E-Turtles would just be so cool, wouldn’t they? The story practically writes itself.

Second order games

January 14th, 2022

Years ago I heard a talk by Chris Crawford at the Game Developers Conference, a conference that he had founded. He talked about many things, but one thing in particular jumped out at me.

He said that when we talk about the study of games, we should not include professional sports. People “playing” professionally, he said, is actually a form of work, not of play.

I found myself strongly disagreeing. There is a tremendous amount of interesting gameplay around professional sports, which is why it is so popular. It’s just that those games are not played on the field.

Professional sports is a prime example of what might be called second order gaming. It is not the game you see at first which matters, but rather the set of games that are built around it.

Professional sports provide endless hours of entertainment for people who argue, study, debate and generally fill their conversations with observations, statistics, and various forms of tribal loyalty expressed in both words and fashion.

This is, in fact, one of the most interesting systems of games that we have, and well worth studying. As long as we remember that the actual game, the one that really counts, is played by the fans.

Bad art day

January 13th, 2022

I heard someone talking today about their bad haircut. Another person was telling them to give their haircutter another chance.

“Cutting hair is an art,” he said. “Anybody can have a bad art day ”

And that gave me an idea. Why can’t we have an official “Bad art day?” One day of the year when everyone has permission to just go ahead and make bad art.

Everyone gets to participate. No judgement.

You can create anything you want, and it’ll be ok. Just remember not to go for a haircut.

Widget Wednesdays #2

January 12th, 2022

This week I am visiting an old favorite. Ever since I was a child, I was fascinated by four dimensional space.

From yearning to tesser after reading A Wrinkle in Time, to watching the Little Girl Lost episode in The Twilight Zone, I wondered what it would be like to travel in four dimensions.

I first started to seriously play around with creating 4D things when I was an undergrad. When it became easy to do virtual reality in the last five years or so, I started moving those experiments into VR.

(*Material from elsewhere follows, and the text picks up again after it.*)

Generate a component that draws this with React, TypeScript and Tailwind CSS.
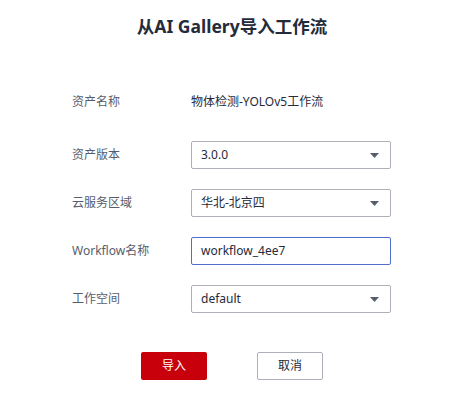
import React from 'react';

const font = { fontFamily: '"Noto Sans", "Noto Sans CJK SC", sans-serif' };

const Arrow = () => (
  <svg width="9" height="5" viewBox="0 0 9 5" className="shrink-0">
    <path d="M0 0 L9 0 L4.5 5 Z" fill="#575d6c" />
  </svg>
);

const SelectBox = ({ value }: { value: string }) => (
  <div className="w-[200px] h-[28px] border border-[#adb0b8] rounded-[2px] bg-white flex items-center justify-between pl-[9px] pr-[11px]">
    <span className="text-[12px] text-[#252b3a]">{value}</span>
    <Arrow />
  </div>
);

const Row = ({ label, children, className = '' }: { label: string; children: React.ReactNode; className?: string }) => (
  <div className={`flex items-center h-[28px] ${className}`}>
    <div className="w-[119px] text-[12px] text-[#575d6c]">{label}</div>
    {children}
  </div>
);

export default function App() {
  return (
    <div className="w-[456px] h-[420px] bg-white pl-[8px]" style={font}>
      <div className="pt-[14px] text-center text-[17.5px] font-bold text-[#252b3a] leading-[24px]">
        从AI Gallery导入工作流
      </div>

      <div className="pl-[64px] mt-[50px] flex flex-col gap-[20px]">
        <Row label="资产名称" className="mb-[5px]">
          <span className="text-[12px] text-[#252b3a]">物体检测-YOLOv5工作流</span>
        </Row>
        <Row label="资产版本">
          <SelectBox value="3.0.0" />
        </Row>
        <Row label="云服务区域">
          <SelectBox value="华北-北京四" />
        </Row>
        <Row label="Workflow名称">
          <div className="w-[200px] h-[28px] border border-[#526ecc] rounded-[2px] bg-white flex items-center pl-[9px]">
            <span className="text-[12px] text-[#252b3a]">workflow_4ee7</span>
          </div>
        </Row>
        <Row label="工作空间">
          <SelectBox value="default" />
        </Row>
      </div>

      <div className="mt-[39px] flex justify-center gap-[50px]">
        <button className="w-[66px] h-[28px] rounded-[2px] bg-[#c7000b] text-white text-[12px]">导入</button>
        <button className="w-[66px] h-[28px] rounded-[2px] border border-[#adb0b8] bg-white text-[#252b3a] text-[12px]">取消</button>
      </div>
    </div>
  );
}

A question I’ve long pondered is whether, if you gave little kids a 4D toy, they would learn to think intuitively in four dimensions. It’s really a question about whether the way our human brain works. Is our ability to learn to intuitively reason about space “hard wired” for 3D, or is our brain capable of adapting that intuitive learning process to other spaces?

Wouldn’t it be amazing if future generations had universal 4D reasoning skills? That could lead to all sorts of fascinating and surprising cultural developments.

I’ve made many little 4D toys to play with through the years. This is one of the simplest, and I include the source code (as a link on the bottom) so you can see how it’s made.

http://kenperlin.com/cube4d/ is just a 4D cube (also called a hypercube, or a tesseract). Instead of the usual three dimensions XYZ, it has four dimensions XYZW.

To let people play with it, I implemented a 4D virtual trackball.

The way the trackball works is that if you drag your mouse left and right, you rotate the shape, exchanging the X and Z axes. If you drag your mouse up and down, you exchange the Y and Z axes. So far that’s the kind of rotational behavior we expect from a trackball.

But also, if you hold down the SHIFT key and drag left and right, you exchange the X and W axes. If you hold down the SHIFT key and drag up and down, you exchange the Y and W axes.

One interesting question is whether people can learn to quickly and intuitively rotate the shape into particular 4D configurations. It would be fun to set up an on-line test to find that out.

The luxury of daily blogging

January 11th, 2022

It takes a certain amount of dedication to blog every day. The key is to remember every day not to not blog.

But the process also affords an interesting kind of luxury. If you get it wrong one day, you have a chance to get it right the next.

Essentially, daily blogging a kind of laboratory for trying out various things. It has also taught me how to simply write, without sweating the process too much.

And that by itself is very a valuable form of exercise. I highly recommend it.

Dates that come up in art

January 10th, 2022

I have always been fascinated by references to real world dates in literature. Although sometimes you need to look carefully to find them.

One of my favorite examples was June 18, 2006. This real world date was foretold in the lyrics of one of my favorite songs, a song that you have most likely also heard.

Can you figure out the reference?

Funny plurals

January 9th, 2022

This week I started thinking about the oddness of plurals in the English language. Plurals in our language can be very strange.

For example, the plural of the word “fruit” is (sort of) “fruit”. You can say “I’m getting a banana, or I’m getting two bananas.” But if you don’t say what kind of fruit you are getting, you would say “I’m getting fruit.” In that sentence, the word “fruit” might mean just a single banana or a whole bunch of bananas. There’s no way to know.

Yet if the word “fruit” is used to refer to a particular kind of fruit, and then there is indeed a clear plural form. If you say “I am getting fruits”, that means you are getting more than one kind of fruit. So there is a distinct plural for kinds of fruit, but not for the thing itself.

Then there are words for which the singular and the plural are exactly the same, like deer or fish. The latter is even more confusing, because it’s also a verb. You can say “Whenever I fish, I hope for lots of fish, but I only catch one fish.”

It’s amazing that little kids learn this stuff with so little trouble. Just one more thing that helps me to appreciate the wonder of the human brain.

Physical prototyping

January 8th, 2022

Today I left my usual comfort zone of software hacking and built a physical prototype of something. It felt good to get back into the real world, and work with tangible materials.

I even worked up a sweat. That’s something that never happens when I’m hacking on software.

At the end of the day, we can’t spend our lives entirely in the virtual. We have bodies, and those bodies want to be used. And it feels good to use them.

Maybe I’ve caught the bug of “making things in the real world.” I wonder whether this is the start of a trend for me. I hope so!